[TO BE DONE]:
Quote the whole listing exactly. Leave the pictures out of your copy.

[DATA BLOCK]:
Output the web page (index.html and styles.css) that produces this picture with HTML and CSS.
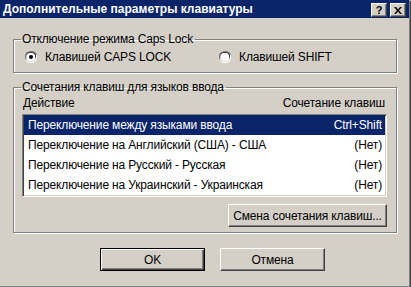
FILE: index.html
```html
<!DOCTYPE html>
<html lang="ru">
<head>
    <meta charset="UTF-8">
    <meta name="viewport" content="width=device-width, initial-scale=1.0">
    <title>Дополнительные параметры клавиатуры</title>
    <link rel="stylesheet" href="styles.css">
</head>
<body>
    <div class="window">

        <!-- заголовок окна -->
        <div class="titlebar">
            <span class="title">Дополнительные параметры клавиатуры</span>
            <div class="caption-btns">
                <div class="cap-btn help">?</div>
                <div class="cap-btn">
                    <svg width="8" height="7" viewBox="0 0 8 7">
                        <path d="M0 0h2l2 2.5L6 0h2L5 3.5 8 7H6L4 4.5 2 7H0l3-3.5z" fill="#000"/>
                    </svg>
                </div>
            </div>
        </div>

        <div class="content">
            <fieldset class="group caps-group">
                <legend>Отключение режима Caps Lock</legend>
                <div class="radios">
                    <label class="radio">
                        <svg class="radio-box" width="12" height="12" viewBox="0 0 12 12">
                            <path d="M4 0h4l2 1 1 1 1 2v4h-1V4l-1-2-2-1H4L2 1 1 2 0 4v4h1z" fill="#808080"/>
                            <circle cx="6" cy="6" r="4.5" fill="#fff"/>
                            <path d="M4 1h4l2 1 1 2v4l-1-2V4L8 2H4L2 3 1 4v3L1 4l1-2z" fill="#404040"/>
                            <path d="M12 4v4l-1 2-1 1-2 1H4l-2-1-1-1h1l2 1h4l2-1 1-2V4z" fill="#fff"/>
                            <circle cx="6" cy="6" r="2" fill="#000"/>
                        </svg>
                        Клавишей CAPS LOCK
                    </label>
                    <label class="radio second">
                        <svg class="radio-box" width="12" height="12" viewBox="0 0 12 12">
                            <path d="M4 0h4l2 1 1 1 1 2v4h-1V4l-1-2-2-1H4L2 1 1 2 0 4v4h1z" fill="#808080"/>
                            <circle cx="6" cy="6" r="4.5" fill="#fff"/>
                            <path d="M4 1h4l2 1 1 2v4l-1-2V4L8 2H4L2 3 1 4v3L1 4l1-2z" fill="#404040"/>
                            <path d="M12 4v4l-1 2-1 1-2 1H4l-2-1-1-1h1l2 1h4l2-1 1-2V4z" fill="#fff"/>
                        </svg>
                        Клавишей SHIFT
                    </label>
                </div>
            </fieldset>

            <fieldset class="group keys-group">
                <legend>Сочетания клавиш для языков ввода</legend>
                <div class="list-head">
                    <span>Действие</span>
                    <span>Сочетание клавиш</span>
                </div>
                <div class="listbox">
                    <div class="row selected"><span>Переключение между языками ввода</span><span>Ctrl+Shift</span></div>
                    <div class="row"><span>Переключение на Английский (США) - США</span><span>(Нет)</span></div>
                    <div class="row"><span>Переключение на Русский - Русская</span><span>(Нет)</span></div>
                    <div class="row"><span>Переключение на Украинский - Украинская</span><span>(Нет)</span></div>
                </div>
                <div class="change-row">
                    <button class="btn change-btn">Смена сочетания клавиш...</button>
                </div>
            </fieldset>

            <!-- кнопки диалога -->
            <div class="dialog-btns">
                <button class="btn default">OK</button>
                <button class="btn">Отмена</button>
            </div>
        </div>
    </div>
</body>
</html>
```

FILE: styles.css
```css
/* классическое окно Windows */
body {
    margin: 0;
    font-family: 'Liberation Sans', Arial, sans-serif;
    font-size: 12px;
    letter-spacing: -0.15px;
    color: #000;
    background: #d4d0c8;
    white-space: nowrap;
}

.window {
    width: 409px;
    height: 286px;
    background: #d4d0c8;
    border-right: 1px solid #808080;
    border-bottom: 1px solid #808080;
    box-shadow: 1px 1px 0 #404040;
}

/* заголовок */
.titlebar {
    height: 18px;
    background: #0a246a;
    display: flex;
    align-items: center;
    justify-content: space-between;
    padding: 0 3px 0 3px;
}

.title {
    color: #fff;
    font-weight: bold;
    font-size: 12px;
    letter-spacing: 0;
}

.caption-btns {
    display: flex;
    gap: 3px;
    margin-top: 2px;
}

.cap-btn {
    width: 14px;
    height: 12px;
    background: #d4d0c8;
    border-top: 1px solid #fff;
    border-left: 1px solid #fff;
    border-right: 1px solid #404040;
    border-bottom: 1px solid #404040;
    box-shadow: inset -1px -1px 0 #808080;
    display: flex;
    align-items: center;
    justify-content: center;
    font-weight: bold;
    font-size: 11px;
    line-height: 12px;
}

/* основная часть */
.content {
    padding: 14px 12px 0 13px;
}

.group {
    margin: 0;
    padding: 0 9px 5px 8px;
    border: 1px solid #808080;
    box-shadow: inset 1px 1px 0 #fff, 1px 1px 0 #fff;
}

.group legend {
    padding: 0 2px 0 1px;
    margin-left: -1px;
    line-height: 15px;
}

.caps-group {
    padding-bottom: 6px;
}

.radios {
    display: flex;
    padding: 1px 0 0 3px;
    height: 18px;
    align-items: center;
}

.radio {
    display: flex;
    align-items: center;
    gap: 8px;
    flex-shrink: 0;
}

.radio.second {
    margin-left: 48px;
}

.radio-box {
    display: block;
}

.keys-group {
    margin-top: 7px;
}

.list-head {
    display: flex;
    justify-content: space-between;
    padding: 1px 2px 0 1px;
    height: 16px;
    line-height: 15px;
}

.listbox {
    margin-top: 2px;
    background: #fff;
    border-top: 1px solid #808080;
    border-left: 1px solid #808080;
    border-right: 1px solid #fff;
    border-bottom: 1px solid #fff;
    box-shadow: inset 1px 1px 0 #404040, inset -1px -1px 0 #d4d0c8;
    padding: 0 1px 1px 1px;
}

.row {
    display: flex;
    justify-content: space-between;
    height: 20px;
    line-height: 20px;
    padding: 0 3px 0 4px;
}

.row.selected {
    background: #0a246a;
    color: #fff;
}

.change-row {
    display: flex;
    justify-content: flex-end;
    margin-top: 7px;
}

/* кнопки */
.btn {
    font-family: inherit;
    font-size: 12px;
    letter-spacing: -0.15px;
    color: #000;
    background: #d4d0c8;
    border-top: 1px solid #fff;
    border-left: 1px solid #fff;
    border-right: 1px solid #404040;
    border-bottom: 1px solid #404040;
    box-shadow: inset -1px -1px 0 #808080;
    padding: 0;
    height: 23px;
    white-space: nowrap;
}

.change-btn {
    width: 159px;
}

.dialog-btns {
    display: flex;
    gap: 15px;
    padding: 15px 0 0 87px;
}

.dialog-btns .btn {
    width: 105px;
}

.btn.default {
    border: 1px solid #000;
    box-shadow: inset 1px 1px 0 #fff, inset -1px -1px 0 #404040, inset -2px -2px 0 #808080;
}
```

[ANSWER TO THIS TASK]:
Output the web page (index.html and styles.css) that produces this picture with HTML and CSS.
FILE: index.html
```html
<!DOCTYPE html>
<html lang="ru">
<head>
    <meta charset="UTF-8">
    <meta name="viewport" content="width=device-width, initial-scale=1.0">
    <title>Дополнительные параметры клавиатуры</title>
    <link rel="stylesheet" href="styles.css">
</head>
<body>
    <div class="window">

        <!-- заголовок окна -->
        <div class="titlebar">
            <span class="title">Дополнительные параметры клавиатуры</span>
            <div class="caption-btns">
                <div class="cap-btn help">?</div>
                <div class="cap-btn">
                    <svg width="8" height="7" viewBox="0 0 8 7">
                        <path d="M0 0h2l2 2.5L6 0h2L5 3.5 8 7H6L4 4.5 2 7H0l3-3.5z" fill="#000"/>
                    </svg>
                </div>
            </div>
        </div>

        <div class="content">
            <fieldset class="group caps-group">
                <legend>Отключение режима Caps Lock</legend>
                <div class="radios">
                    <label class="radio">
                        <svg class="radio-box" width="12" height="12" viewBox="0 0 12 12">
                            <path d="M4 0h4l2 1 1 1 1 2v4h-1V4l-1-2-2-1H4L2 1 1 2 0 4v4h1z" fill="#808080"/>
                            <circle cx="6" cy="6" r="4.5" fill="#fff"/>
                            <path d="M4 1h4l2 1 1 2v4l-1-2V4L8 2H4L2 3 1 4v3L1 4l1-2z" fill="#404040"/>
                            <path d="M12 4v4l-1 2-1 1-2 1H4l-2-1-1-1h1l2 1h4l2-1 1-2V4z" fill="#fff"/>
                            <circle cx="6" cy="6" r="2" fill="#000"/>
                        </svg>
                        Клавишей CAPS LOCK
                    </label>
                    <label class="radio second">
                        <svg class="radio-box" width="12" height="12" viewBox="0 0 12 12">
                            <path d="M4 0h4l2 1 1 1 1 2v4h-1V4l-1-2-2-1H4L2 1 1 2 0 4v4h1z" fill="#808080"/>
                            <circle cx="6" cy="6" r="4.5" fill="#fff"/>
                            <path d="M4 1h4l2 1 1 2v4l-1-2V4L8 2H4L2 3 1 4v3L1 4l1-2z" fill="#404040"/>
                            <path d="M12 4v4l-1 2-1 1-2 1H4l-2-1-1-1h1l2 1h4l2-1 1-2V4z" fill="#fff"/>
                        </svg>
                        Клавишей SHIFT
                    </label>
                </div>
            </fieldset>

            <fieldset class="group keys-group">
                <legend>Сочетания клавиш для языков ввода</legend>
                <div class="list-head">
                    <span>Действие</span>
                    <span>Сочетание клавиш</span>
                </div>
                <div class="listbox">
                    <div class="row selected"><span>Переключение между языками ввода</span><span>Ctrl+Shift</span></div>
                    <div class="row"><span>Переключение на Английский (США) - США</span><span>(Нет)</span></div>
                    <div class="row"><span>Переключение на Русский - Русская</span><span>(Нет)</span></div>
                    <div class="row"><span>Переключение на Украинский - Украинская</span><span>(Нет)</span></div>
                </div>
                <div class="change-row">
                    <button class="btn change-btn">Смена сочетания клавиш...</button>
                </div>
            </fieldset>

            <!-- кнопки диалога -->
            <div class="dialog-btns">
                <button class="btn default">OK</button>
                <button class="btn">Отмена</button>
            </div>
        </div>
    </div>
</body>
</html>
```

FILE: styles.css
```css
/* классическое окно Windows */
body {
    margin: 0;
    font-family: 'Liberation Sans', Arial, sans-serif;
    font-size: 12px;
    letter-spacing: -0.15px;
    color: #000;
    background: #d4d0c8;
    white-space: nowrap;
}

.window {
    width: 409px;
    height: 286px;
    background: #d4d0c8;
    border-right: 1px solid #808080;
    border-bottom: 1px solid #808080;
    box-shadow: 1px 1px 0 #404040;
}

/* заголовок */
.titlebar {
    height: 18px;
    background: #0a246a;
    display: flex;
    align-items: center;
    justify-content: space-between;
    padding: 0 3px 0 3px;
}

.title {
    color: #fff;
    font-weight: bold;
    font-size: 12px;
    letter-spacing: 0;
}

.caption-btns {
    display: flex;
    gap: 3px;
    margin-top: 2px;
}

.cap-btn {
    width: 14px;
    height: 12px;
    background: #d4d0c8;
    border-top: 1px solid #fff;
    border-left: 1px solid #fff;
    border-right: 1px solid #404040;
    border-bottom: 1px solid #404040;
    box-shadow: inset -1px -1px 0 #808080;
    display: flex;
    align-items: center;
    justify-content: center;
    font-weight: bold;
    font-size: 11px;
    line-height: 12px;
}

/* основная часть */
.content {
    padding: 14px 12px 0 13px;
}

.group {
    margin: 0;
    padding: 0 9px 5px 8px;
    border: 1px solid #808080;
    box-shadow: inset 1px 1px 0 #fff, 1px 1px 0 #fff;
}

.group legend {
    padding: 0 2px 0 1px;
    margin-left: -1px;
    line-height: 15px;
}

.caps-group {
    padding-bottom: 6px;
}

.radios {
    display: flex;
    padding: 1px 0 0 3px;
    height: 18px;
    align-items: center;
}

.radio {
    display: flex;
    align-items: center;
    gap: 8px;
    flex-shrink: 0;
}

.radio.second {
    margin-left: 48px;
}

.radio-box {
    display: block;
}

.keys-group {
    margin-top: 7px;
}

.list-head {
    display: flex;
    justify-content: space-between;
    padding: 1px 2px 0 1px;
    height: 16px;
    line-height: 15px;
}

.listbox {
    margin-top: 2px;
    background: #fff;
    border-top: 1px solid #808080;
    border-left: 1px solid #808080;
    border-right: 1px solid #fff;
    border-bottom: 1px solid #fff;
    box-shadow: inset 1px 1px 0 #404040, inset -1px -1px 0 #d4d0c8;
    padding: 0 1px 1px 1px;
}

.row {
    display: flex;
    justify-content: space-between;
    height: 20px;
    line-height: 20px;
    padding: 0 3px 0 4px;
}

.row.selected {
    background: #0a246a;
    color: #fff;
}

.change-row {
    display: flex;
    justify-content: flex-end;
    margin-top: 7px;
}

/* кнопки */
.btn {
    font-family: inherit;
    font-size: 12px;
    letter-spacing: -0.15px;
    color: #000;
    background: #d4d0c8;
    border-top: 1px solid #fff;
    border-left: 1px solid #fff;
    border-right: 1px solid #404040;
    border-bottom: 1px solid #404040;
    box-shadow: inset -1px -1px 0 #808080;
    padding: 0;
    height: 23px;
    white-space: nowrap;
}

.change-btn {
    width: 159px;
}

.dialog-btns {
    display: flex;
    gap: 15px;
    padding: 15px 0 0 87px;
}

.dialog-btns .btn {
    width: 105px;
}

.btn.default {
    border: 1px solid #000;
    box-shadow: inset 1px 1px 0 #fff, inset -1px -1px 0 #404040, inset -2px -2px 0 #808080;
}
```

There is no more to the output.